Another thing can go wrong: if you provide an interval for the initial guess and it doesn’t actually contain a root, you get

>> fzero(@error_func, [0,1])
Error using fzero (line 272)
The function values at the interval endpoints must differ in sign.

There is one other thing that can go wrong when you use fzero, but this one is less likely to be your fault. It’s possible that fzero won’t be able to find a root.

Generally, fzero is robust, so you may never have a problem, but you should remember that there is no guarantee that fzero will work, especially if you provide a single value as an initial guess. Even if you provide an interval that brackets a root, things can still go wrong if the error function is discontinuous.

Choosing an Initial Value

The better your initial value is, the more likely it is that fzero will work, and the fewer iterations it will need.

When you’re solving problems in the real world, you’ll usually have some intuition about the answer. This intuition is often enough to provide a good initial guess.

If not, another way to choose an initial guess is to plot the error function and approximate the zeros visually. If you have a function like error_func that takes a scalar input variable and returns a scalar output variable, you can plot it with ezplot:

>> ezplot(@error_func, [-2,5])

The first argument is a function handle; the second is the interval you want to plot the function in.

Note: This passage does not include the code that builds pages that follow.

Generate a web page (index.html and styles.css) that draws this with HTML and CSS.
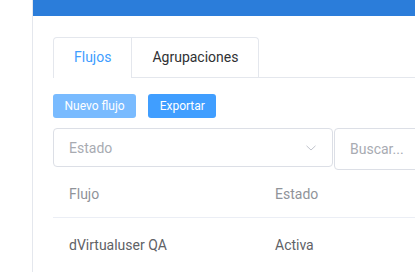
FILE: index.html
```html
<!DOCTYPE html>
<html lang="es">

<head>
  <meta charset="UTF-8">
  <meta name="viewport" content="width=device-width, initial-scale=1.0">
  <title>Flujos</title>
  <link rel="stylesheet" href="styles.css">
</head>

<body>
  <aside class="sidebar"></aside>
  <main class="main">
    <div class="topbar"></div>
    <section class="content">
      <div class="tabs-header">
        <div class="tabs-nav">
          <div class="tab-item active">Flujos</div>
          <div class="tab-item">Agrupaciones</div>
        </div>
      </div>

      <div class="actions">
        <button class="btn btn-disabled" type="button">Nuevo flujo</button>
        <button class="btn btn-primary" type="button">Exportar</button>
      </div>

      <div class="filters">
        <div class="select">
          <span class="placeholder">Estado</span>
          <svg class="chevron" width="10" height="6" viewBox="0 0 10 6">
            <path d="M0.5 0.8 L5 5 L9.5 0.8" fill="none" stroke="#c0c4cc" stroke-width="1"/>
          </svg>
        </div>
        <div class="search">
          <span class="placeholder">Buscar...</span>
        </div>
      </div>

      <div class="table">
        <div class="table-row table-head">
          <div class="cell col-flujo">Flujo</div>
          <div class="cell col-estado">Estado</div>
        </div>
        <div class="table-row">
          <div class="cell col-flujo">dVirtualuser QA</div>
          <div class="cell col-estado">Activa</div>
        </div>
      </div>
    </section>
  </main>
</body>

</html>
```

FILE: styles.css
```css
* {
  margin: 0;
  padding: 0;
  box-sizing: border-box;
  font-family: 'Roboto', 'Liberation Sans', sans-serif;
}

html,
body {
  width: 100%;
  height: 100%;
  overflow: hidden;
}

body {
  display: flex;
  background: #fff;
}

.sidebar {
  width: 33px;
  flex-shrink: 0;
  border-right: 1px solid #e4e7ed;
}

.main {
  flex: 1;
  min-width: 0;
  overflow: hidden;
}

.topbar {
  height: 16px;
  background-color: #2b7dda;
}

.content {
  width: 640px;
  padding: 21px 20px;
}

.tabs-header {
  display: flex;
  border-bottom: 1px solid #e4e7ed;
  margin-bottom: 16px;
}

.tabs-nav {
  display: flex;
  border: 1px solid #e4e7ed;
  border-bottom: 0;
  border-radius: 4px 4px 0 0;
  margin-bottom: -1px;
}

.tab-item {
  height: 40px;
  line-height: 39px;
  padding: 0 20px;
  font-size: 14px;
  color: #303133;
  border-bottom: 1px solid #e4e7ed;
}

.tab-item + .tab-item {
  border-left: 1px solid #e4e7ed;
}

.tab-item.active {
  color: #409eff;
  border-bottom-color: #fff;
}

.actions {
  display: flex;
  gap: 12px;
  margin-bottom: 10px;
}

.btn {
  height: 24px;
  padding: 0 11.5px;
  font-size: 12px;
  color: #fff;
  border: 0;
  border-radius: 3px;
}

.btn-primary {
  background-color: #409eff;
}

.btn-disabled {
  background-color: #79bbff;
}

.filters {
  display: flex;
  align-items: flex-start;
  gap: 1px;
}

.select,
.search {
  display: flex;
  align-items: center;
  border: 1px solid #dcdfe6;
  border-radius: 4px;
  padding: 0 15px;
  font-size: 14px;
}

.select {
  width: 280px;
  height: 39px;
  justify-content: space-between;
}

.search {
  width: 240px;
  height: 42px;
}

.placeholder {
  color: #a8abb2;
}

.chevron {
  margin-right: 1px;
}

.table {
  font-size: 14px;
}

.table-row {
  display: flex;
  border-bottom: 1px solid #ebeef5;
  height: 48px;
  align-items: center;
  color: #606266;
}

.table-row + .table-row {
  height: 55px;
}

.table-head {
  color: #909399;
}

.cell {
  padding: 0 16px;
}

.col-flujo {
  width: 206px;
}

.col-estado {
  width: 200px;
}
```
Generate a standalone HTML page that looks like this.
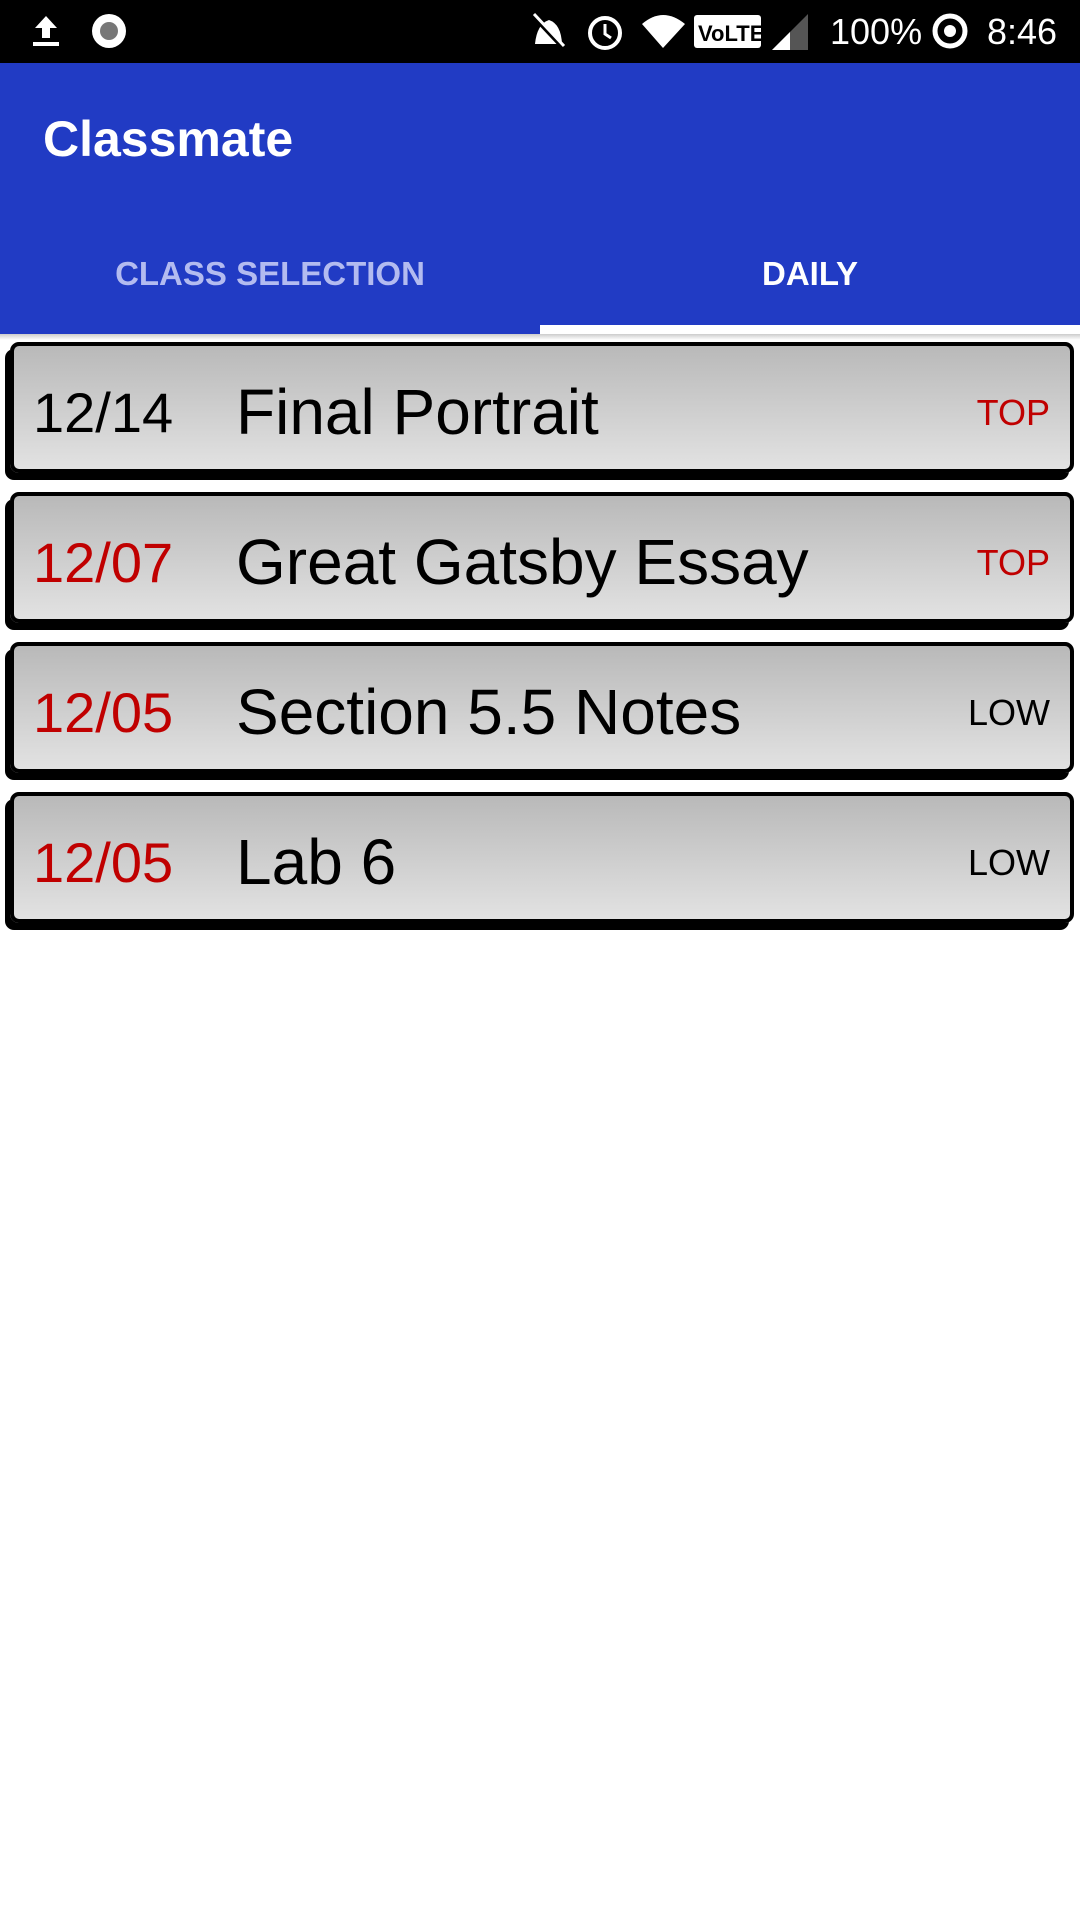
<!DOCTYPE html>
<html><head><meta charset="utf-8"><style>
*{margin:0;padding:0;box-sizing:border-box}
body{width:1080px;height:1920px;background:#fff;font-family:"Liberation Sans",sans-serif;position:relative;overflow:hidden}
.sb{position:absolute;left:0;top:0;width:1080px;height:63px;background:#000;color:#fff}
.app{position:absolute;left:0;top:63px;width:1080px;height:271px;background:#213bc4}
.title{position:absolute;left:43px;top:47px;font-size:50px;font-weight:bold;color:#fff}
.tab{position:absolute;top:192px;font-size:33px;font-weight:bold;width:540px;text-align:center}
.ind{position:absolute;left:540px;top:325px;width:540px;height:10px;background:#fff}
.shadowline{position:absolute;left:0;top:334px;width:1080px;height:6px;background:linear-gradient(#ccc,#fff)}
.card{position:absolute;left:10px;width:1064px;height:131px;border:4px solid #000;border-radius:9px;background:linear-gradient(#b9b9b9,#e2e2e2);box-shadow:-5px 7px 0 #000}
.d{position:absolute;left:19px;top:0;line-height:133px;font-size:56px}
.t{position:absolute;left:222px;top:0;line-height:133px;font-size:64px;color:#000}
.p{position:absolute;right:20px;top:0;line-height:133px;font-size:36px}
.r{color:#c00000}
</style></head><body>
<div class="sb">
<svg width="1080" height="63" style="position:absolute;left:0;top:0">
<path d="M35 28 L46 16 L57 28 H50 V38 H42 V28Z" fill="#fff"/><rect x="33" y="42" width="26" height="4" fill="#fff"/>
<circle cx="109" cy="31" r="17" fill="#fff"/><circle cx="109" cy="31" r="9" fill="#777"/>
<path d="M535 44 Q537 24 549 20 Q561 24 562 44Z" fill="#fff"/><line x1="533" y1="16" x2="563" y2="48" stroke="#000" stroke-width="4"/><line x1="534" y1="14" x2="564" y2="46" stroke="#fff" stroke-width="3"/>
<circle cx="605" cy="33" r="15" fill="none" stroke="#fff" stroke-width="4"/><path d="M605 24 V34 L611 38" stroke="#fff" stroke-width="3" fill="none"/>
<path d="M642 24 Q663 6 685 24 L663 48Z" fill="#fff"/>
<rect x="694" y="15" width="67" height="33" rx="3" fill="#fff"/><text x="698" y="41" font-size="22" font-weight="bold" fill="#000" font-family="Liberation Sans">VoLTE</text>
<path d="M772 50 L808 14 V50Z" fill="#555"/><path d="M772 50 L790 32 V50Z" fill="#fff"/>
<text x="830" y="44" font-size="36" fill="#fff" font-family="Liberation Sans">100%</text>
<circle cx="950" cy="31" r="15" fill="none" stroke="#fff" stroke-width="5"/><circle cx="950" cy="31" r="6" fill="#fff"/>
<text x="987" y="44" font-size="36" fill="#fff" font-family="Liberation Sans">8:46</text>
</svg>
</div>
<div class="app">
<div class="title">Classmate</div>
<div class="tab" style="left:0;color:#b3bbf0">CLASS SELECTION</div>
<div class="tab" style="left:540px;color:#fff">DAILY</div>
</div>
<div class="ind"></div>
<div class="shadowline"></div>

<div class="card" style="top:342px"><div class="d">12/14</div><div class="t">Final Portrait</div><div class="p r">TOP</div></div>
<div class="card" style="top:492px"><div class="d r">12/07</div><div class="t">Great Gatsby Essay</div><div class="p r">TOP</div></div>
<div class="card" style="top:642px"><div class="d r">12/05</div><div class="t">Section 5.5 Notes</div><div class="p">LOW</div></div>
<div class="card" style="top:792px"><div class="d r">12/05</div><div class="t">Lab 6</div><div class="p">LOW</div></div>
</body></html>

By examining the plot, you can estimate the locations of the two roots.

Vectorizing Functions

When you call ezplot, you might get the following warning (or error, if you’re using Octave):

Warning: Function failed to evaluate on array inputs;
vectorizing the function may speed up its evaluation and
avoid the need to loop over array elements.

This means that MATLAB tried to call error_func with a vector, and it failed. The problem is that it uses the * and ^ operators. With vectors, those operators don’t do what we want, which is element-wise multiplication and exponentiation (see “Vector Arithmetic” on page 4.2).

If you rewrite error_func like this:

function res = error_func(x)
    res = x.^2 - 2.*x -3;
end

the warning message goes away, and ezplot runs faster.